As we trudge wearily towards 70 or 80 years old, there is precious little to look forward to. We best have our religion clearly defined and working for us towards the end. We're going to need it.

So as we duke it out with the youngsters for the corporate dollar in the halls of power, there is sense it is Custer's last stand. Can we just hold out to retirement? Please God.

So yes, we cannot be fired again. Not acceptable.

Regards, Old Man Sticketty

Anonymous said...

Hey there Doug 2:27 PM:

I like your stoned musings about the untold billions that perished before us.

This question perplexed the ancients. They asked, "Are these ancestors all holed up in some vast Valhalla? How big would it have to be to hold them all?"

Other ancients said "No, each soul lives many, many times.

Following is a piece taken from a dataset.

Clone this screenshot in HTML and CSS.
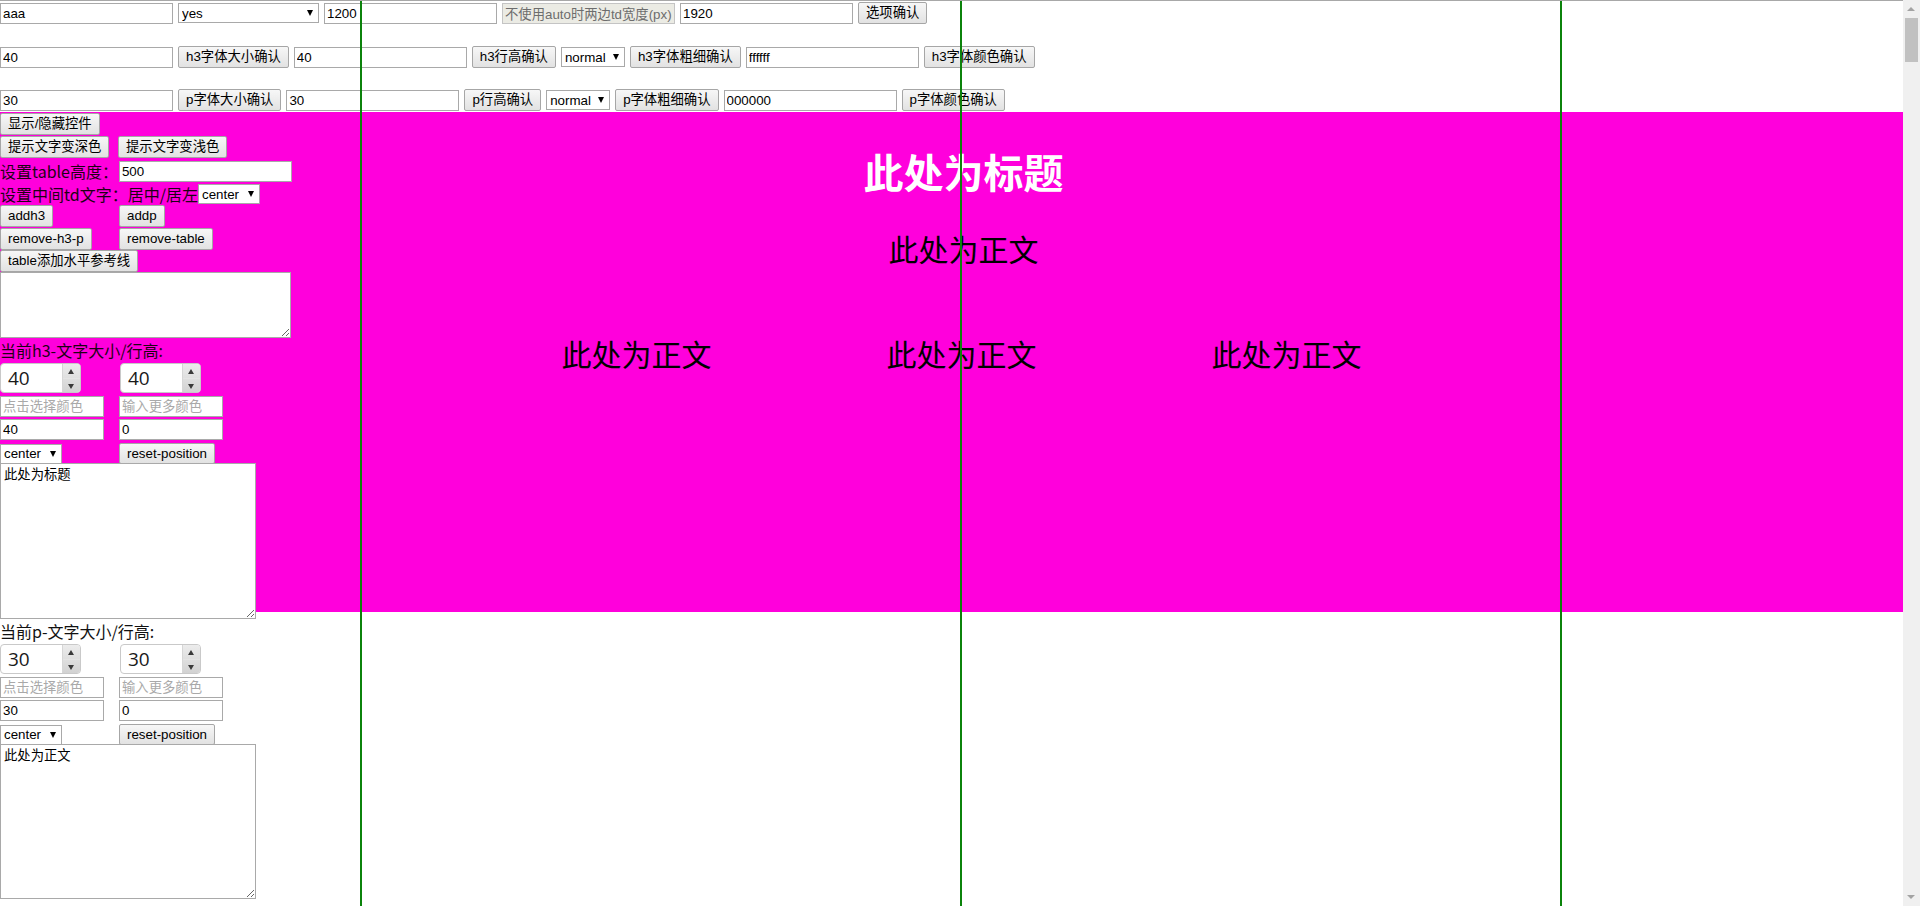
FILE: index.html
```html
<!DOCTYPE html>
<html lang="zh-CN">
<head>
<meta charset="utf-8">
<title>table 编辑器</title>
<link rel="stylesheet" href="styles.css">
</head>
<body>
<div class="page">
  <div class="options">
    <div class="opt-row row1">
      <input class="txt" value="aaa">
      <span class="sel sel-yes"><select><option>yes</option></select></span>
      <input class="txt" value="1200">
      <input class="txt hint" value="不使用auto时两边td宽度(px):" readonly>
      <input class="txt" value="1920">
      <button class="btn">选项确认</button>
    </div>
    <div class="opt-row row2">
      <input class="txt" value="40">
      <button class="btn">h3字体大小确认</button>
      <input class="txt" value="40">
      <button class="btn">h3行高确认</button>
      <span class="sel sel-normal"><select><option>normal</option></select></span>
      <button class="btn">h3字体粗细确认</button>
      <input class="txt" value="ffffff">
      <button class="btn">h3字体颜色确认</button>
    </div>
    <div class="opt-row row3">
      <input class="txt" value="30">
      <button class="btn">p字体大小确认</button>
      <input class="txt" value="30">
      <button class="btn">p行高确认</button>
      <span class="sel sel-normal"><select><option>normal</option></select></span>
      <button class="btn">p字体粗细确认</button>
      <input class="txt" value="000000">
      <button class="btn">p字体颜色确认</button>
    </div>
  </div>

  <div class="stage">
    <div class="table">
      <h3 class="title">此处为标题</h3>
      <p class="body-text">此处为正文</p>
      <div class="cols">
        <p class="body-text">此处为正文</p>
        <p class="body-text">此处为正文</p>
        <p class="body-text">此处为正文</p>
      </div>
    </div>

    <aside class="panel">
      <div class="pr pr-first"><button class="btn">显示/隐藏控件</button></div>
      <div class="pr pair">
        <button class="btn">提示文字变深色</button>
        <button class="btn">提示文字变浅色</button>
      </div>
      <div class="pr pr-label">
        <span class="lbl">设置table高度：</span><input class="txt" value="500">
      </div>
      <div class="pr pr-label2">
        <span class="lbl">设置中间td文字：居中/居左</span><span class="sel sel-center"><select><option>center</option></select></span>
      </div>
      <div class="pr pair pr-a">
        <button class="btn">addh3</button>
        <button class="btn">addp</button>
      </div>
      <div class="pr pair pr-a">
        <button class="btn">remove-h3-p</button>
        <button class="btn">remove-table</button>
      </div>
      <div class="pr"><button class="btn">table添加水平参考线</button></div>
      <textarea class="area area-top"></textarea>

      <section class="sec">
        <div class="sec-title">当前h3-文字大小/行高:</div>
        <div class="pair num-row">
          <span class="num"><input class="num-in" value="40"><span class="spin"><i class="s-up"></i><i class="s-down"></i></span></span>
          <span class="num"><input class="num-in" value="40"><span class="spin"><i class="s-up"></i><i class="s-down"></i></span></span>
        </div>
        <div class="pair c-row">
          <input class="txt sm" placeholder="点击选择颜色">
          <input class="txt sm" placeholder="输入更多颜色">
        </div>
        <div class="pair t-row">
          <input class="txt sm" value="40">
          <input class="txt sm" value="0">
        </div>
        <div class="pair s-row">
          <span class="sel sel-center"><select><option>center</option></select></span>
          <button class="btn btn-s">reset-position</button>
        </div>
        <textarea class="area area-sec">此处为标题</textarea>
      </section>

      <section class="sec">
        <div class="sec-title">当前p-文字大小/行高:</div>
        <div class="pair num-row">
          <span class="num"><input class="num-in" value="30"><span class="spin"><i class="s-up"></i><i class="s-down"></i></span></span>
          <span class="num"><input class="num-in" value="30"><span class="spin"><i class="s-up"></i><i class="s-down"></i></span></span>
        </div>
        <div class="pair c-row">
          <input class="txt sm" placeholder="点击选择颜色">
          <input class="txt sm" placeholder="输入更多颜色">
        </div>
        <div class="pair t-row">
          <input class="txt sm" value="30">
          <input class="txt sm" value="0">
        </div>
        <div class="pair s-row">
          <span class="sel sel-center"><select><option>center</option></select></span>
          <button class="btn btn-s">reset-position</button>
        </div>
        <textarea class="area area-sec2">此处为正文</textarea>
      </section>
    </aside>
  </div>
</div>

<div class="guide guide-l"></div>
<div class="guide guide-c"></div>
<div class="guide guide-r"></div>

<div class="scrollbar">
  <span class="sb-up"></span>
  <span class="sb-thumb"></span>
  <span class="sb-down"></span>
</div>
</body>
</html>
```

FILE: styles.css
```css
* { box-sizing: border-box; }

html, body {
  margin: 0;
  height: 100%;
  overflow: hidden;
}

body {
  border-top: 1px solid #a8a8a8;
  background: #fff;
  color: #000;
  font-family: "Liberation Sans", "Noto Sans CJK SC", sans-serif;
  font-size: 13.33px;
}

.page {
  margin-right: 17px;
  height: 100%;
  overflow: hidden;
}

/* ---------- form controls ---------- */
.txt {
  width: 173px;
  height: 21px;
  margin: 0;
  padding: 1px 2px;
  border: 1px solid #a9a9a9;
  border-radius: 0;
  background: #fff;
  color: #000;
  font: 13.33px "Liberation Sans", "Noto Sans CJK SC", sans-serif;
  outline: none;
}
.txt.hint {
  background: #ebebe4;
  border-color: #c4c4c4;
  color: #6d6d6d;
}
.txt.sm { width: 104px; }
.txt::placeholder { color: #a9a9a9; }

.btn {
  height: 22px;
  margin: 0;
  padding: 0 7px;
  border: 1px solid #a6a6a6;
  border-radius: 2px;
  background: linear-gradient(#f7f7f7, #e2e2e2);
  color: #000;
  font: 13.33px/20px "Liberation Sans", "Noto Sans CJK SC", sans-serif;
  white-space: nowrap;
}

.sel {
  position: relative;
  display: inline-block;
  height: 20px;
}
.sel select {
  -webkit-appearance: none;
  appearance: none;
  width: 100%;
  height: 100%;
  margin: 0;
  padding: 0 14px 0 3px;
  border: 1px solid #a9a9a9;
  border-radius: 0;
  background: #fff;
  color: #000;
  font: 13.33px "Liberation Sans", "Noto Sans CJK SC", sans-serif;
}
.sel::after {
  content: "";
  position: absolute;
  right: 6px;
  top: 7px;
  border-left: 3.5px solid transparent;
  border-right: 3.5px solid transparent;
  border-top: 6px solid #000;
  pointer-events: none;
}
.sel-yes { width: 141px; }
.sel-normal { width: 64px; }
.sel-center { width: 62px; }

/* ---------- top option rows ---------- */
.options { padding-top: 1px; }
.opt-row {
  display: flex;
  align-items: center;
  gap: 5px;
  height: 22px;
}
.row2 { margin-top: 22px; }
.row3 { margin-top: 21px; }

/* ---------- stage / table ---------- */
.stage {
  position: relative;
  margin-top: 1px;
}
.table {
  width: 1920px;
  height: 500px;
  padding-left: 7px;
  background: #ff00dc;
  display: flex;
  flex-direction: column;
  align-items: center;
  font-family: "Noto Sans CJK SC", sans-serif;
}
.title {
  margin: 39px 0 0;
  color: #fff;
  font-size: 40px;
  line-height: 40px;
  font-weight: 700;
}
.body-text {
  margin: 0;
  color: #000;
  font-size: 30px;
  line-height: 30px;
  font-weight: 400;
  white-space: nowrap;
}
.table > .body-text { margin-top: 42px; }
.cols {
  display: flex;
  gap: 175px;
  margin: 75px 4px 0 0;
}

/* ---------- left control panel (floats over the table) ---------- */
.panel {
  position: absolute;
  top: 0;
  left: 0;
  width: 292px;
  display: flex;
  flex-direction: column;
  align-items: flex-start;
}
.pr {
  display: flex;
  align-items: center;
  height: 22px;
}
.pr-first { margin-top: 1px; }
.pair {
  display: grid;
  grid-template-columns: 119px auto;
  align-items: center;
  justify-items: start;
}
.panel > .pair:nth-child(2) { margin-top: 1px; grid-template-columns: 118px auto; }
.pr-label { margin-top: 2px; }
.pr-label .txt { margin-left: 1px; }
.pr-label2 { margin-top: 2px; height: 20px; }
.pr-a { margin-top: 1px; }

.lbl {
  font-family: "Noto Sans CJK SC", sans-serif;
  font-size: 16px;
  line-height: 22px;
  color: #1e0014;
  white-space: nowrap;
}

.area {
  display: block;
  margin: 0;
  padding: 2px 3px;
  border: 1px solid #a9a9a9;
  background: #fff;
  color: #000;
  font: 13.33px/16px "Noto Sans CJK SC", sans-serif;
  outline: none;
}
.area-top { width: 291px; height: 66px; }
.area-sec { width: 256px; height: 156px; }
.area-sec2 { width: 256px; height: 155px; }

.sec { display: flex; flex-direction: column; align-items: flex-start; }
.sec-title {
  height: 25px;
  padding-top: 1px;
  font-family: "Noto Sans CJK SC", sans-serif;
  font-size: 16px;
  line-height: 22px;
  color: #1e0014;
  white-space: nowrap;
}
.sec + .sec .sec-title { color: #111; }

.num-row { grid-template-columns: 120px auto; height: 30px; }
.c-row { margin-top: 3px; }
.t-row { margin-top: 2px; }
.s-row { margin-top: 3px; height: 20px; }
.btn-s { height: 21px; line-height: 19px; }

.num {
  display: inline-flex;
  width: 81px;
  height: 30px;
  border: 1px solid #c9c9c9;
  border-radius: 4px;
  background: #fff;
  overflow: hidden;
}
.num-in {
  flex: 1;
  min-width: 0;
  margin: 0;
  padding: 0 0 0 7px;
  border: 0;
  background: transparent;
  color: #1a1a1a;
  font: 19px "Open Sans", "Liberation Sans", sans-serif;
  outline: none;
}
.spin {
  width: 18px;
  display: flex;
  flex-direction: column;
  background: linear-gradient(#ececec, #d2d2d2);
  border-left: 1px solid #d6d6d6;
}
.spin i {
  flex: 1;
  position: relative;
}
.s-down { border-top: 1px solid #e4e4e4; }
.s-up::after,
.s-down::after {
  content: "";
  position: absolute;
  left: 5px;
  border-left: 3.5px solid transparent;
  border-right: 3.5px solid transparent;
}
.s-up::after { top: 5px; border-bottom: 5px solid #3a3a3a; }
.s-down::after { top: 5px; border-top: 5px solid #3a3a3a; }

/* ---------- vertical reference guides (overlay) ---------- */
.guide {
  position: fixed;
  top: 1px;
  bottom: 0;
  width: 2px;
  background: #0b830b;
  z-index: 5;
}
.guide-l { left: 360px; }
.guide-c { left: 960px; }
.guide-r { left: 1560px; }

/* ---------- window scrollbar ---------- */
.scrollbar {
  position: fixed;
  top: 0;
  right: 0;
  width: 17px;
  height: 100%;
  background: #f0f0f0;
  z-index: 6;
}
.sb-thumb {
  position: absolute;
  left: 2px;
  top: 18px;
  width: 13px;
  height: 44px;
  background: #c1c1c1;
}
.sb-up,
.sb-down {
  position: absolute;
  left: 4px;
  border-left: 4px solid transparent;
  border-right: 4px solid transparent;
}
.sb-up { top: 7px; border-bottom: 4px solid #a3a3a3; }
.sb-down { bottom: 7px; border-top: 4px solid #a3a3a3; }
```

The ancestors were none other than our own past incarnated selves. Therefore Heaven is not over-crowded. We come back here."

Elon Musk says we will be colonists in space. And the reason for this is, there is easy money to be made out there. And we all love money.

-Kooty Katcher

Anonymous said...

We'll be mining asteroids and sending the raw resource packets back to earth orbit with huge maglev launchers.

At least that's what Popular Mechanics from the 1970's used to say. I thought I'd be flying around in a jet pack and vacationing on the moon by now. Yet here we are still doing pretty much the same old stuff, except without the heroism of commonly shared community values. But at least we got bread and circuses in the form of flat screen TVs and IPhones.

I never ever saw a tent city back then. Everywhere today. Could that be where all the BLM protesters came from? The plot thickens. My solution to the homeless crisis is to give them all free bread (drugs) and circuses (IPad entertainments) provided they walk for 4 hours a day on a gigantic electrical power generation treadmill. Or it could look like that heavy merry go round thingy seen in Ahnolds Conan movie. One gets very strong that way. But I'd keep them chained up just in case.

My question is this. Why isn't it "bread and circuses and religion"? In my ideal solution utopia world, the homeless would also have to live as monks and nuns for 4 other hours a day.

Anonymous said...

Speaking of BLM, I’m thinking everybody will be interested in my quest for a name change. My attempt at legally changing my name to Latravius Lemonois (pronounced lemon-wah) has failed.

It seems that no matter how I want to spell it somebody else has already taken the name. I even saw it on the TV covering a BLM protest/riot/church burning event. That name seems to be everywhere.

So I was watching the news and apparently there’s this John Hickenlooper (pronounced with a slight yodel in the voice) trying to do something with a supreme court justice or something. I don’t care about any of that, since most government these days is all about making rich people richer and poor people dead. It was the name that I found interesting.

I’ve known people with those fun German names before, stuff like Offenburger and Overholser. I’m wondering how Latravius Hickenlooper might sound to you.